Islamic rights advocates say there's been a rise in the number of threats directed at local Muslims. And some of these threats are being delivered right to their doors. CBS 2's Mike Puccinelli reports.

When Ahmed Rehab walks up to his suburban home these days it's with a new sense of awareness. That's because of what he found waiting for him in his mailbox just a few days ago, a postmarked typewritten hate-filled letter complete with a death threat.

"At the end of the letter it stated, 'the only good Arab is a DEAD Arab,'" said Rehab.

Rehab is the Executive Director of the Chicago chapter of the Council on American Islamic Relations, or CAIR.

As leader of the city's largest Islamic rights organization, Rehab is no stranger to threats, but never before at his home.

"It was very creepy to see something like that at your place of residence," Rehab said.

And he's not the only Muslim disturbed by a recent piece of hate mail.

Jeanean Othman says she was taken aback and shaken Monday when she was serving free food at a Mosque-owned Bridgeview food pantry when a man served her with hate mail.

Othman says he walked into the pantry and handed her the envelope and then walked out without saying a word. But the words he wrote will stick with her.

"The least of it was that Muslims are all pigs and swine. And that was actually the least hurtful thing in there," said Othman.
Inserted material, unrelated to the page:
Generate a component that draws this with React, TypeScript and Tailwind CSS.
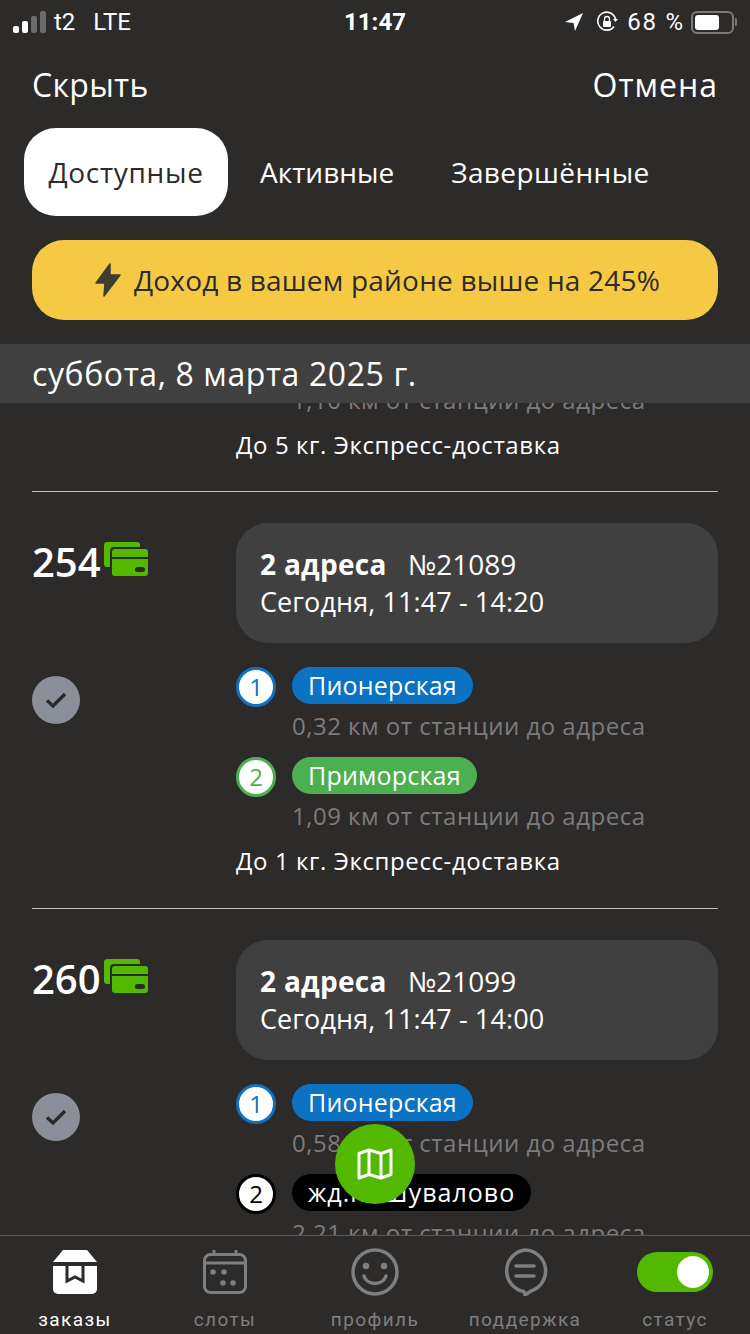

At the CAIR offices downtown, they've received several threatening messages in recent days, too. Officials say they received so many threats lately that it's starting to feel like open season on Muslims in Chicago.

"If you add up hate mail, hateful phone calls and e-mails, racial slurs being yelled at people and verbal or physical altercations, it's dozens of incidents," said CAIR Communications Director Amina Sharif.

Sharif believes 10 times as many threats go unreported.

The FBI is investigating the threat against Rehab. But Rehab took time out today to directly address the anonymous letter writer.

"Hate is a self-addressed envelope and so the person who bears this hate is the victim of his own hatred before I am. And I can only pray for that person to find peace and to rid himself of that hatred," said Rehab.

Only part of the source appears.